BEGIN PROVIDED MATERIAL

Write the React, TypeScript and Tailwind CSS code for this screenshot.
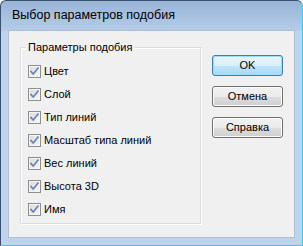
import React from "react";

const items = ["Цвет", "Слой", "Тип линий", "Масштаб типа линий", "Вес линий", "Высота 3D", "Имя"];

function Check() {
  return (
    <svg width="13" height="13" viewBox="0 0 13 13" className="shrink-0">
      <defs>
        <linearGradient id="cbg" x1="0" y1="0" x2="1" y2="1">
          <stop offset="0" stopColor="#dcdcdc" />
          <stop offset="1" stopColor="#f6f6f6" />
        </linearGradient>
      </defs>
      <rect x="0.5" y="0.5" width="12" height="12" fill="#f4f4f4" stroke="#8f8f8f" />
      <rect x="2" y="2" width="9" height="9" fill="url(#cbg)" />
      <path d="M3 6.5 L5.2 9 L10 3" fill="none" stroke="#6382bd" strokeWidth="1.6" strokeLinecap="square" />
    </svg>
  );
}

function Btn({ label, def }: { label: string; def?: boolean }) {
  return (
    <div
      className={
        "w-[71px] h-[21px] rounded-[3px] border flex items-center justify-center text-[11px] text-black " +
        (def
          ? "border-[#3c7fb1] bg-[linear-gradient(#eaf6fd_0%,#d9f0fc_50%,#bee6fd_51%,#a7d9f5_100%)] shadow-[inset_0_0_0_1px_#9ddcfb]"
          : "border-[#707070] bg-[linear-gradient(#f2f2f2_0%,#ebebeb_50%,#dddddd_51%,#cfcfcf_100%)] shadow-[inset_0_0_0_1px_#fcfcfc]")
      }
    >
      {label}
    </div>
  );
}

export default function App() {
  return (
    <div
      className="w-[303px] h-[246px] flex flex-col rounded-t-[6px] border border-[#38506e] border-r-[#2fd0ee] border-b-[#2fd0ee] bg-[linear-gradient(#98b4d6_0px,#b4cce8_29px,#bfd4ec_30px,#bfd4ec_100%)]"
      style={{ fontFamily: '"Liberation Sans", Tahoma, sans-serif' }}
    >
      <div className="h-[29px] flex items-center pl-[11px] text-[12.5px] text-black">
        Выбор параметров подобия
      </div>
      <div className="flex-1 mx-[7px] mb-[7px] bg-[#f0f0f0] border border-[#aebfd3] flex pl-[11px] pt-[10px]">
        <fieldset className="w-[181px] h-[183px] border border-[#d5dfe5] shadow-[1px_1px_0_#ffffff,inset_1px_1px_0_#ffffff] pl-[5px] pt-[6px]">
          <legend className="px-[2px] bg-[#f0f0f0] text-[11px] leading-[13px] text-black">Параметры подобия</legend>
          <div className="flex flex-col pl-[2px]">
            {items.map((t) => (
              <div key={t} className="h-[23px] flex items-center gap-[3px] text-[11px] text-black">
                <Check />
                <span>{t}</span>
              </div>
            ))}
          </div>
        </fieldset>
        <div className="flex flex-col gap-[10px] ml-[11px] mt-[14px]">
          <Btn label="OK" def />
          <Btn label="Отмена" />
          <Btn label="Справка" />
        </div>
      </div>
    </div>
  );
}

END PROVIDED MATERIAL

> **PROBLEM TO SOLVE**: Each line of the data should be quoted exactly, with pictures left out.

> **FULL SOLUTION**:
Write the React, TypeScript and Tailwind CSS code for this screenshot.
import React from "react";

const items = ["Цвет", "Слой", "Тип линий", "Масштаб типа линий", "Вес линий", "Высота 3D", "Имя"];

function Check() {
  return (
    <svg width="13" height="13" viewBox="0 0 13 13" className="shrink-0">
      <defs>
        <linearGradient id="cbg" x1="0" y1="0" x2="1" y2="1">
          <stop offset="0" stopColor="#dcdcdc" />
          <stop offset="1" stopColor="#f6f6f6" />
        </linearGradient>
      </defs>
      <rect x="0.5" y="0.5" width="12" height="12" fill="#f4f4f4" stroke="#8f8f8f" />
      <rect x="2" y="2" width="9" height="9" fill="url(#cbg)" />
      <path d="M3 6.5 L5.2 9 L10 3" fill="none" stroke="#6382bd" strokeWidth="1.6" strokeLinecap="square" />
    </svg>
  );
}

function Btn({ label, def }: { label: string; def?: boolean }) {
  return (
    <div
      className={
        "w-[71px] h-[21px] rounded-[3px] border flex items-center justify-center text-[11px] text-black " +
        (def
          ? "border-[#3c7fb1] bg-[linear-gradient(#eaf6fd_0%,#d9f0fc_50%,#bee6fd_51%,#a7d9f5_100%)] shadow-[inset_0_0_0_1px_#9ddcfb]"
          : "border-[#707070] bg-[linear-gradient(#f2f2f2_0%,#ebebeb_50%,#dddddd_51%,#cfcfcf_100%)] shadow-[inset_0_0_0_1px_#fcfcfc]")
      }
    >
      {label}
    </div>
  );
}

export default function App() {
  return (
    <div
      className="w-[303px] h-[246px] flex flex-col rounded-t-[6px] border border-[#38506e] border-r-[#2fd0ee] border-b-[#2fd0ee] bg-[linear-gradient(#98b4d6_0px,#b4cce8_29px,#bfd4ec_30px,#bfd4ec_100%)]"
      style={{ fontFamily: '"Liberation Sans", Tahoma, sans-serif' }}
    >
      <div className="h-[29px] flex items-center pl-[11px] text-[12.5px] text-black">
        Выбор параметров подобия
      </div>
      <div className="flex-1 mx-[7px] mb-[7px] bg-[#f0f0f0] border border-[#aebfd3] flex pl-[11px] pt-[10px]">
        <fieldset className="w-[181px] h-[183px] border border-[#d5dfe5] shadow-[1px_1px_0_#ffffff,inset_1px_1px_0_#ffffff] pl-[5px] pt-[6px]">
          <legend className="px-[2px] bg-[#f0f0f0] text-[11px] leading-[13px] text-black">Параметры подобия</legend>
          <div className="flex flex-col pl-[2px]">
            {items.map((t) => (
              <div key={t} className="h-[23px] flex items-center gap-[3px] text-[11px] text-black">
                <Check />
                <span>{t}</span>
              </div>
            ))}
          </div>
        </fieldset>
        <div className="flex flex-col gap-[10px] ml-[11px] mt-[14px]">
          <Btn label="OK" def />
          <Btn label="Отмена" />
          <Btn label="Справка" />
        </div>
      </div>
    </div>
  );
}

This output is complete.